▶ Work instructions
Extract all lines that hold the string "React".

▶ Collected data
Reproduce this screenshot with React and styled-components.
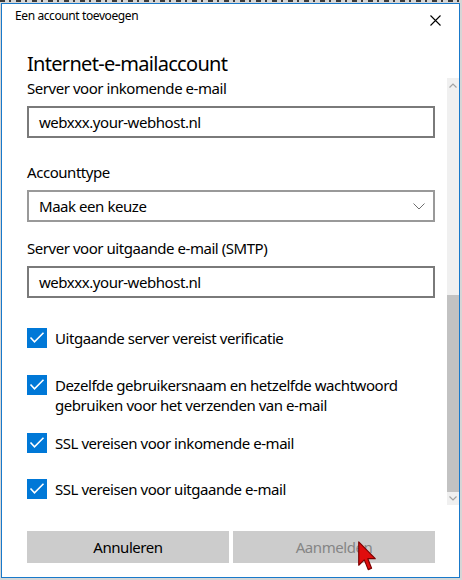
import React from 'react'
import styled, { createGlobalStyle } from 'styled-components'

const GlobalStyle = createGlobalStyle`
  html, body {
    margin: 0;
    padding: 0;
    background: #d6d6d6;
  }
  body {
    font-family: 'Noto Sans', 'Liberation Sans', sans-serif;
    color: #000;
  }
`

const Screen = styled.div`
  position: relative;
  width: 462px;
  height: 580px;
  padding: 3px 2px 2px 1px;
  box-sizing: border-box;
  background:
    repeating-linear-gradient(90deg, #3a3a3a 0 5px, #d6d6d6 5px 9px, #3a3a3a 9px 11px, #d6d6d6 11px 16px) top left / 100% 2px no-repeat,
    #d6d6d6;
`

const Window = styled.div`
  height: 100%;
  box-sizing: border-box;
  border: 1px solid #1979ca;
  background: #fff;
  display: flex;
  flex-direction: column;
`

const TitleBar = styled.div`
  height: 30px;
  flex: none;
  display: flex;
  justify-content: space-between;
  align-items: flex-start;
  padding: 4px 0 0 13px;
  box-sizing: border-box;
`

const Title = styled.span`
  font-size: 12px;
  line-height: 16px;
  letter-spacing: -0.4px;
`

const CloseButton = styled.svg`
  width: 11px;
  height: 11px;
  margin: 7px 18px 0 0;
`

const Heading = styled.h1`
  margin: 16px 0 0 25px;
  font-size: 20px;
  line-height: 28px;
  font-weight: 400;
  letter-spacing: -0.7px;
`

const ScrollArea = styled.div`
  height: 427px;
  flex: none;
  display: flex;
`

const ScrollContent = styled.div`
  flex: 1;
  padding: 0 12px 0 25px;
  display: flex;
  flex-direction: column;
  font-size: 15px;
  letter-spacing: -0.45px;
`

const Label = styled.label`
  display: block;
  line-height: 20px;
  margin-top: ${({ $space }) => $space || 0}px;
  margin-bottom: 8px;
`

const Field = styled.div`
  height: 32px;
  box-sizing: border-box;
  border: 2px solid ${({ $select }) => ($select ? '#999' : '#7a7a7a')};
  display: flex;
  align-items: center;
  justify-content: space-between;
  padding: 0 8px 0 10px;
`

const Chevron = styled.svg`
  width: 12px;
  height: 7px;
`

const CheckRow = styled.div`
  display: flex;
  align-items: flex-start;
  gap: 8px;
  margin-top: ${({ $space }) => $space}px;
`

const Box = styled.span`
  width: 20px;
  height: 20px;
  flex: none;
  background: #0078d7;
  display: flex;
  align-items: center;
  justify-content: center;
`

const CheckText = styled.span`
  line-height: 20px;
`

const Scrollbar = styled.div`
  width: 12px;
  flex: none;
  background: #f0f0f0;
  display: flex;
  flex-direction: column;
  align-items: stretch;
`

const ScrollArrow = styled.div`
  height: ${({ $h }) => $h}px;
  display: flex;
  align-items: center;
  justify-content: center;
`

const ScrollTrack = styled.div`
  flex: 1;
`

const ScrollThumb = styled.div`
  height: 197px;
  background: #c2c2c2;
`

const Footer = styled.div`
  display: grid;
  grid-template-columns: 1fr 1fr;
  gap: 4px;
  padding: 26px 24px 0 25px;
`

const Button = styled.div`
  height: 32px;
  background: #cccccc;
  display: flex;
  align-items: center;
  justify-content: center;
  font-size: 15px;
  letter-spacing: -0.45px;
  color: ${({ $disabled }) => ($disabled ? '#858585' : '#000')};
`

const Cursor = styled.svg`
  position: absolute;
  left: 358px;
  top: 541px;
  width: 19px;
  height: 31px;
`

const Check = () => (
  <Box>
    <svg width='20' height='20' viewBox='0 0 20 20'>
      <polyline points='3.5,9.5 7.5,13.8 16.5,4.8' fill='none' stroke='#fff' strokeWidth='1.6' />
    </svg>
  </Box>
)

const Arrow = ({ up }) => (
  <svg width='8' height='5' viewBox='0 0 8 5'>
    <polyline
      points={up ? '0.5,4.5 4,1 7.5,4.5' : '0.5,0.5 4,4 7.5,0.5'}
      fill='none'
      stroke='#a3a3a3'
      strokeWidth='1.2'
    />
  </svg>
)

const OPTIONS = [
  { text: 'Uitgaande server vereist verificatie', space: 30 },
  { text: 'Dezelfde gebruikersnaam en hetzelfde wachtwoord gebruiken voor het verzenden van e-mail', space: 27 },
  { text: 'SSL vereisen voor inkomende e-mail', space: 18 },
  { text: 'SSL vereisen voor uitgaande e-mail', space: 26 }
]

function App () {
  return (
    <>
      <GlobalStyle />
      <Screen>
        <Window>
          <TitleBar>
            <Title>Een account toevoegen</Title>
            <CloseButton viewBox='0 0 11 11'>
              <path d='M0.5 0.5 L10.5 10.5 M10.5 0.5 L0.5 10.5' stroke='#000' strokeWidth='1.1' />
            </CloseButton>
          </TitleBar>
          <Heading>Internet-e-mailaccount</Heading>
          <ScrollArea>
            <ScrollContent>
              <Label>Server voor inkomende e-mail</Label>
              <Field>webxxx.your-webhost.nl</Field>
              <Label $space={24}>Accounttype</Label>
              <Field $select>
                Maak een keuze
                <Chevron viewBox='0 0 12 7'>
                  <polyline points='0.5,0.5 6,6 11.5,0.5' fill='none' stroke='#6e6e6e' strokeWidth='1' />
                </Chevron>
              </Field>
              <Label $space={16}>Server voor uitgaande e-mail (SMTP)</Label>
              <Field>webxxx.your-webhost.nl</Field>
              {OPTIONS.map(item => (
                <CheckRow key={item.text} $space={item.space}>
                  <Check />
                  <CheckText>{item.text}</CheckText>
                </CheckRow>
              ))}
            </ScrollContent>
            <Scrollbar>
              <ScrollArrow $h={14}><Arrow up /></ScrollArrow>
              <ScrollTrack />
              <ScrollThumb />
              <ScrollArrow $h={13}><Arrow /></ScrollArrow>
            </Scrollbar>
          </ScrollArea>
          <Footer>
            <Button>Annuleren</Button>
            <Button $disabled>Aanmelden</Button>
          </Footer>
        </Window>
        <Cursor viewBox='0 0 13 21'>
          <path d='M0.5 0.5 L0.5 16.5 L4.3 12.8 L7 19.5 L9.3 18.5 L6.7 12 L11.8 12 Z' fill='#e00d0d' stroke='#7a0000' strokeWidth='0.8' strokeLinejoin='round' />
        </Cursor>
      </Screen>
    </>
  )
}

export default App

▶ Correct response
Reproduce this screenshot with React and styled-components.
import React from 'react'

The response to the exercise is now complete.